Which lines hold the word "React"? Copy each one.

* BEGIN Source data *

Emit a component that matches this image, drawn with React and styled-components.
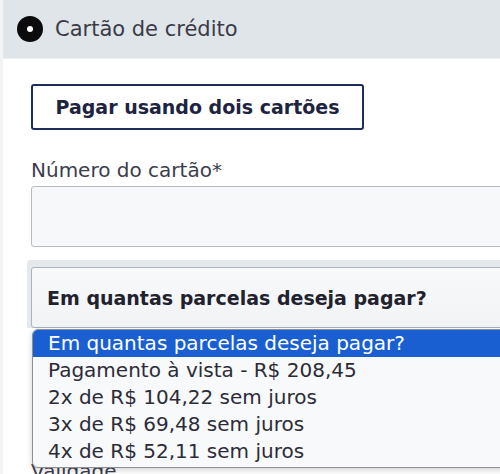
import React from "react";
import styled, { createGlobalStyle } from "styled-components";

const GlobalStyle = createGlobalStyle`
  html, body {
    margin: 0;
    padding: 0;
    background: #f3f4f5;
    overflow: hidden;
  }
  body {
    font-family: "DejaVu Sans", "Noto Sans", sans-serif;
  }
`;

const Page = styled.div`
  width: 500px;
  height: 474px;
  padding-left: 3px;
  box-sizing: border-box;
  overflow: hidden;
`;

const Card = styled.div`
  width: 540px;
  height: 474px;
  background: #ffffff;
  position: relative;
`;

const Header = styled.div`
  height: 58px;
  background: #dfe5e8;
  border-bottom: 1px solid #eef1f3;
  display: flex;
  align-items: center;
  padding-left: 14px;
  gap: 12px;
`;

const Radio = styled.span`
  width: 26px;
  height: 26px;
  border-radius: 50%;
  background: #0b0b0d;
  display: flex;
  align-items: center;
  justify-content: center;
  &::after {
    content: "";
    width: 6px;
    height: 6px;
    border-radius: 50%;
    background: #ffffff;
  }
`;

const Title = styled.span`
  font-size: 21px;
  color: #3b3b48;
`;

const Body = styled.div`
  padding: 25px 0 0 28px;
  position: relative;
`;

const OutlineButton = styled.button`
  width: 333px;
  height: 46px;
  border: 2px solid #1f2d5c;
  border-radius: 3px;
  background: #ffffff;
  color: #1d2340;
  font-family: inherit;
  font-size: 19px;
  font-weight: 600;
  cursor: pointer;
`;

const Label = styled.div`
  margin-top: ${(p) => p.$top || 0}px;
  font-size: 20px;
  color: #3c3d4c;
  line-height: 24px;
`;

const TextInput = styled.div`
  margin-top: 4px;
  width: 520px;
  height: 59px;
  border: 1px solid #b3bcc7;
  border-radius: 3px;
  background: #f7f8fa;
`;

const SelectWrap = styled.div`
  margin-top: 13px;
  margin-left: -4px;
  padding: 7px 0 0 4px;
  background: #e6e9ec;
  border-radius: 4px 0 0 0;
`;

const SelectBox = styled.div`
  width: 520px;
  height: 59px;
  border: 1px solid #a9b2bd;
  border-radius: 3px;
  background: linear-gradient(#f8f9fb, #f1f3f5);
  display: flex;
  align-items: center;
  padding-left: 15px;
  font-size: 19px;
  font-weight: 600;
  color: #22222e;
  box-sizing: content-box;
`;

const Options = styled.ul`
  position: absolute;
  left: 29px;
  top: 270px;
  width: 520px;
  margin: 0;
  padding: 0 0 2px;
  list-style: none;
  background: #f8f9fa;
  border: 1px solid #8e8e94;
  border-radius: 6px 0 0 6px;
  box-shadow: 0 2px 6px rgba(0, 0, 0, 0.18);
  overflow: hidden;
  z-index: 2;
`;

const Option = styled.li`
  height: 27px;
  line-height: 27px;
  padding-left: 15px;
  font-size: 20px;
  color: ${(p) => (p.$active ? "#ffffff" : "#2c2c38")};
  background: ${(p) => (p.$active ? "#1a5fd2" : "transparent")};
`;

const options = [
  "Em quantas parcelas deseja pagar?",
  "Pagamento à vista - R$ 208,45",
  "2x de R$ 104,22 sem juros",
  "3x de R$ 69,48 sem juros",
  "4x de R$ 52,11 sem juros",
];

export default function App() {
  return (
    <Page>
      <GlobalStyle />
      <Card>
        <Header>
          <Radio />
          <Title>Cartão de crédito</Title>
        </Header>
        <Body>
          <OutlineButton>Pagar usando dois cartões</OutlineButton>
          <Label $top={28}>Número do cartão*</Label>
          <TextInput />
          <SelectWrap>
            <SelectBox>Em quantas parcelas deseja pagar?</SelectBox>
          </SelectWrap>
          <Options>
            {options.map((o, i) => (
              <Option key={o} $active={i === 0}>
                {o}
              </Option>
            ))}
          </Options>
          <Label $top={131}>Validade</Label>
        </Body>
      </Card>
    </Page>
  );
}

* END Source data *

## Result
Emit a component that matches this image, drawn with React and styled-components.
import React from "react";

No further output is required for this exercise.